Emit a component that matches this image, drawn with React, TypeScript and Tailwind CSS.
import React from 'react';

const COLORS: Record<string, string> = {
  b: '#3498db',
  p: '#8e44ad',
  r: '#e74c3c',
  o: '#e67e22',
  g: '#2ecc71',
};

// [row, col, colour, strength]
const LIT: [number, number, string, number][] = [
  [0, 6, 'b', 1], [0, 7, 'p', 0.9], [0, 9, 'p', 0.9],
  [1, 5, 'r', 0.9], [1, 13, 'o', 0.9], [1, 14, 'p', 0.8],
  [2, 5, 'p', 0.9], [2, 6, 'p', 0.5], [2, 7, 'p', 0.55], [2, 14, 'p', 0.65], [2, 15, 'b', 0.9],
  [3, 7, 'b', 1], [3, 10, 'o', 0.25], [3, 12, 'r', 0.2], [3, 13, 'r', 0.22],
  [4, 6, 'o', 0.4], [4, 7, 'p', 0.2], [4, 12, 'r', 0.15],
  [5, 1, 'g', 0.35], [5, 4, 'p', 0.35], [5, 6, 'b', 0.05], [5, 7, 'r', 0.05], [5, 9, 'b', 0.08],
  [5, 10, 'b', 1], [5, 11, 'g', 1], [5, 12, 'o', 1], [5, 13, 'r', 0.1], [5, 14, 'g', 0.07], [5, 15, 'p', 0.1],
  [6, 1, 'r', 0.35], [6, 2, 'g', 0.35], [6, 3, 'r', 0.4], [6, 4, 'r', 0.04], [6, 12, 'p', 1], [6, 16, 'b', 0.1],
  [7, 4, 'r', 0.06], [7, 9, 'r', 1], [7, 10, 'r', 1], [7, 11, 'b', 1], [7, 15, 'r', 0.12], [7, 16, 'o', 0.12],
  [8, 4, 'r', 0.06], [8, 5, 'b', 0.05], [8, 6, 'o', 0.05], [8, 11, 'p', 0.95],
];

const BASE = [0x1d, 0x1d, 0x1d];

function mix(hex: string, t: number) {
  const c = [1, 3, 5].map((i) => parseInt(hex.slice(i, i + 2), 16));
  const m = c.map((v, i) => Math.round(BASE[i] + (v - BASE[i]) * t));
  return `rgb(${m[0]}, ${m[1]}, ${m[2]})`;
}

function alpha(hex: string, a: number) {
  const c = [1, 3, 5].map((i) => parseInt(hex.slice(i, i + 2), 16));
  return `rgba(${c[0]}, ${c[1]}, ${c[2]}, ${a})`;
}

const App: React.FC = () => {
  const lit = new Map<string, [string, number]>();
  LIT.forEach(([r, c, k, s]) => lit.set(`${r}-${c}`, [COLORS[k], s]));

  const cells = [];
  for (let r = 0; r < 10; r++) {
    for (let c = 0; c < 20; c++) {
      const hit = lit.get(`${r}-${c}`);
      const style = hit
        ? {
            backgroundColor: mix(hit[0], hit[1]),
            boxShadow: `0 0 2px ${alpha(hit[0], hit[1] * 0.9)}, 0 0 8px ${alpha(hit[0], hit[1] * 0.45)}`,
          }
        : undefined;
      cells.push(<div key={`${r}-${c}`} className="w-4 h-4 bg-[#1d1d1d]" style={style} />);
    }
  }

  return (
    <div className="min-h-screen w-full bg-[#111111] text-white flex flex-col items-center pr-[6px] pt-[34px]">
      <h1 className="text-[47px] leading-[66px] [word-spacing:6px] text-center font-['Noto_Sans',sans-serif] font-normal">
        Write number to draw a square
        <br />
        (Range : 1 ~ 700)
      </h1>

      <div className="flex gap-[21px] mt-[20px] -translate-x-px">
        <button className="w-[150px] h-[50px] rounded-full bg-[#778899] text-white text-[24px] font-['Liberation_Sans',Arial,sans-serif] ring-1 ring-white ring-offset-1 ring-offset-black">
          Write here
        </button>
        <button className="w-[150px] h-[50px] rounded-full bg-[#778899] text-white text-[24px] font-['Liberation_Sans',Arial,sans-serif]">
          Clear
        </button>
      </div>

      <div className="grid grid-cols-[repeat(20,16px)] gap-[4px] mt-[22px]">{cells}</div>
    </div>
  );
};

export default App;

* _STATED TASK_
Recopy all the lines exactly as they appear.

* _SOLUTION BELOW_
Emit a component that matches this image, drawn with React, TypeScript and Tailwind CSS.
import React from 'react';

const COLORS: Record<string, string> = {
  b: '#3498db',
  p: '#8e44ad',
  r: '#e74c3c',
  o: '#e67e22',
  g: '#2ecc71',
};

// [row, col, colour, strength]
const LIT: [number, number, string, number][] = [
  [0, 6, 'b', 1], [0, 7, 'p', 0.9], [0, 9, 'p', 0.9],
  [1, 5, 'r', 0.9], [1, 13, 'o', 0.9], [1, 14, 'p', 0.8],
  [2, 5, 'p', 0.9], [2, 6, 'p', 0.5], [2, 7, 'p', 0.55], [2, 14, 'p', 0.65], [2, 15, 'b', 0.9],
  [3, 7, 'b', 1], [3, 10, 'o', 0.25], [3, 12, 'r', 0.2], [3, 13, 'r', 0.22],
  [4, 6, 'o', 0.4], [4, 7, 'p', 0.2], [4, 12, 'r', 0.15],
  [5, 1, 'g', 0.35], [5, 4, 'p', 0.35], [5, 6, 'b', 0.05], [5, 7, 'r', 0.05], [5, 9, 'b', 0.08],
  [5, 10, 'b', 1], [5, 11, 'g', 1], [5, 12, 'o', 1], [5, 13, 'r', 0.1], [5, 14, 'g', 0.07], [5, 15, 'p', 0.1],
  [6, 1, 'r', 0.35], [6, 2, 'g', 0.35], [6, 3, 'r', 0.4], [6, 4, 'r', 0.04], [6, 12, 'p', 1], [6, 16, 'b', 0.1],
  [7, 4, 'r', 0.06], [7, 9, 'r', 1], [7, 10, 'r', 1], [7, 11, 'b', 1], [7, 15, 'r', 0.12], [7, 16, 'o', 0.12],
  [8, 4, 'r', 0.06], [8, 5, 'b', 0.05], [8, 6, 'o', 0.05], [8, 11, 'p', 0.95],
];

const BASE = [0x1d, 0x1d, 0x1d];

function mix(hex: string, t: number) {
  const c = [1, 3, 5].map((i) => parseInt(hex.slice(i, i + 2), 16));
  const m = c.map((v, i) => Math.round(BASE[i] + (v - BASE[i]) * t));
  return `rgb(${m[0]}, ${m[1]}, ${m[2]})`;
}

function alpha(hex: string, a: number) {
  const c = [1, 3, 5].map((i) => parseInt(hex.slice(i, i + 2), 16));
  return `rgba(${c[0]}, ${c[1]}, ${c[2]}, ${a})`;
}

const App: React.FC = () => {
  const lit = new Map<string, [string, number]>();
  LIT.forEach(([r, c, k, s]) => lit.set(`${r}-${c}`, [COLORS[k], s]));

  const cells = [];
  for (let r = 0; r < 10; r++) {
    for (let c = 0; c < 20; c++) {
      const hit = lit.get(`${r}-${c}`);
      const style = hit
        ? {
            backgroundColor: mix(hit[0], hit[1]),
            boxShadow: `0 0 2px ${alpha(hit[0], hit[1] * 0.9)}, 0 0 8px ${alpha(hit[0], hit[1] * 0.45)}`,
          }
        : undefined;
      cells.push(<div key={`${r}-${c}`} className="w-4 h-4 bg-[#1d1d1d]" style={style} />);
    }
  }

  return (
    <div className="min-h-screen w-full bg-[#111111] text-white flex flex-col items-center pr-[6px] pt-[34px]">
      <h1 className="text-[47px] leading-[66px] [word-spacing:6px] text-center font-['Noto_Sans',sans-serif] font-normal">
        Write number to draw a square
        <br />
        (Range : 1 ~ 700)
      </h1>

      <div className="flex gap-[21px] mt-[20px] -translate-x-px">
        <button className="w-[150px] h-[50px] rounded-full bg-[#778899] text-white text-[24px] font-['Liberation_Sans',Arial,sans-serif] ring-1 ring-white ring-offset-1 ring-offset-black">
          Write here
        </button>
        <button className="w-[150px] h-[50px] rounded-full bg-[#778899] text-white text-[24px] font-['Liberation_Sans',Arial,sans-serif]">
          Clear
        </button>
      </div>

      <div className="grid grid-cols-[repeat(20,16px)] gap-[4px] mt-[22px]">{cells}</div>
    </div>
  );
};

export default App;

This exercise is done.